LOS ECOLOGISTAS QUE ARRASAN CON TODO
Y para legitimarse, se cuelgan del discurso ambientalista. Se dicen defensores de la Madre Tierra, guardianes de la selva, enemigos del extractivismo. Pero en realidad, son sus principales depredadores. Año con año, arrasan miles de hectáreas que luego se erosionan, para sembrar maíz de autoconsumo o traficar madera preciosa. Las áreas protegidas son invadidas, quemadas y saqueadas desde dentro. La defensa de la naturaleza es solo un argumento de negociación: se oponen a todo proyecto productivo no porque amen la tierra, sino porque quieren negociar su expoliación.
RIQUEZA SEPULTADA
En nombre del respeto a los pueblos originarios, se paralizan inversiones millonarias, se bloquean minas que podrían beneficiar a las comunidades, se cierran caminos, se secuestra maquinaria, se sabotean proyectos turísticos o energéticos. Todo se sataniza como “extractivismo”, como si los minerales fueran una riqueza eterna que puede guardarse como si nada, mientras las comunidades viven en pobreza perpetua. No hay intención de aprovechar los recursos, solo de monetizar el conflicto.
IMPUNIDAD PATROCINADA
La paradoja es brutal: quienes más exigen respeto, no respetan ni la ley ni desean el bien común. Quieren autonomía para mandar y dependencia para cobrar. Y mientras tanto, los contribuyentes—esos que sí pagan impuestos y cumplen la ley— financian un sistema de dádivas sin reglas, sin méritos y sin resultados. Eso sí, siempre prestos al acarreo, al mitin que ni siquiera escuchan, con el voto asegurado a cambio del “bienestar”.
MUSEOS VIVIENTES
Ya basta de tratarlos como piezas de museo o como especies en peligro de extinción. Esa es la verdadera trampa: mantenerlos aislados, intocados, marginados, para que los ideólogos del victimismo justifiquen su retórica, sus becas, y los caciques locales sus privilegios.

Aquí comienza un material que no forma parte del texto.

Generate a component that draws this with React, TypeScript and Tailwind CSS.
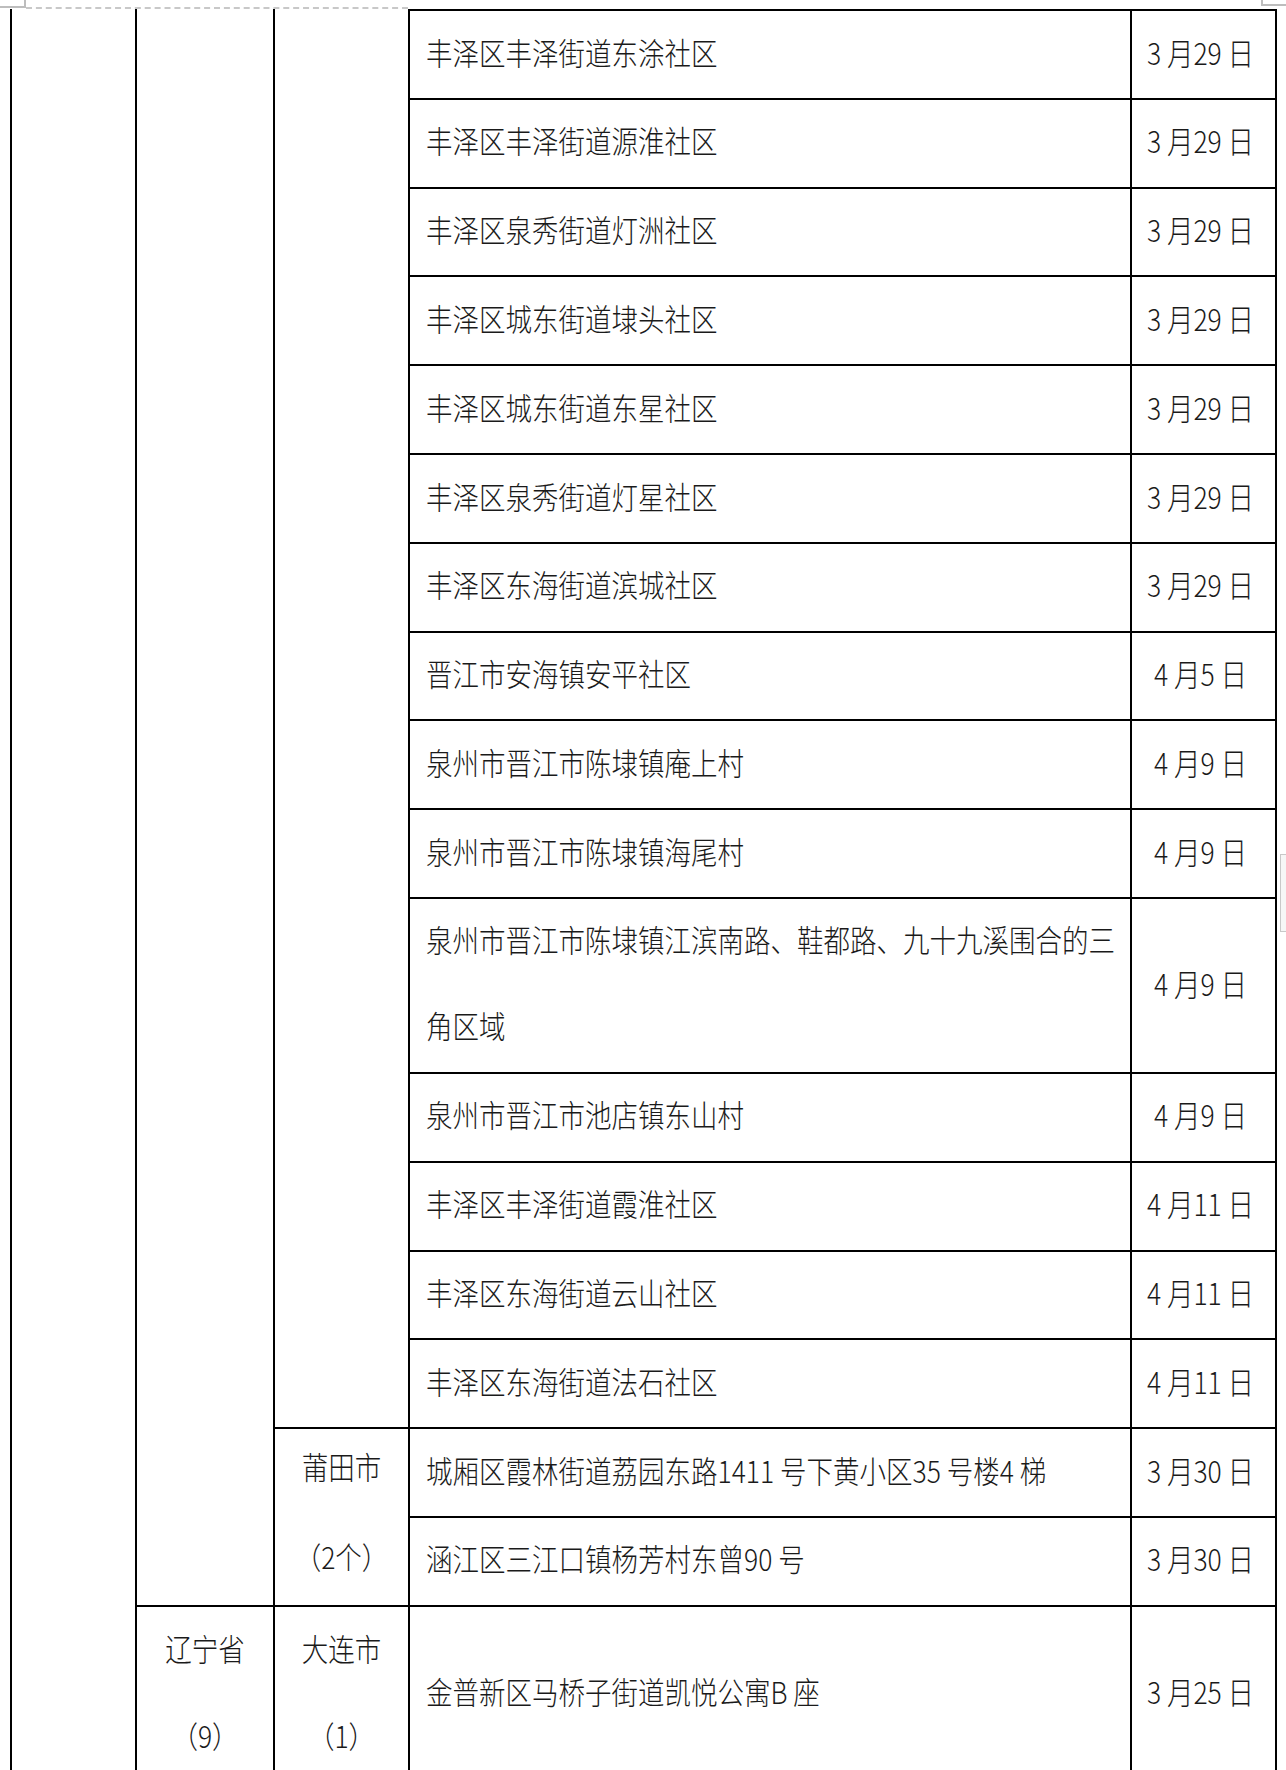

Se trata de integrarlos al desarrollo, no de conservarlos en la pobreza como ornamento prehispánico. Hoy muchas de esas comunidades ya no celebran con tambores ceremoniales ni danzas rituales: lo hacen al ritmo de corridos tumbados y grupos norteños que glorifican la violencia, el alcohol y el narco. Esa no es su identidad, pero les tiene sin cuidado.
Porque la verdadera pérdida de identidad no viene del asfalto, sino del abandono, el resentimiento y el adoctrinamiento de la ignorancia explotada.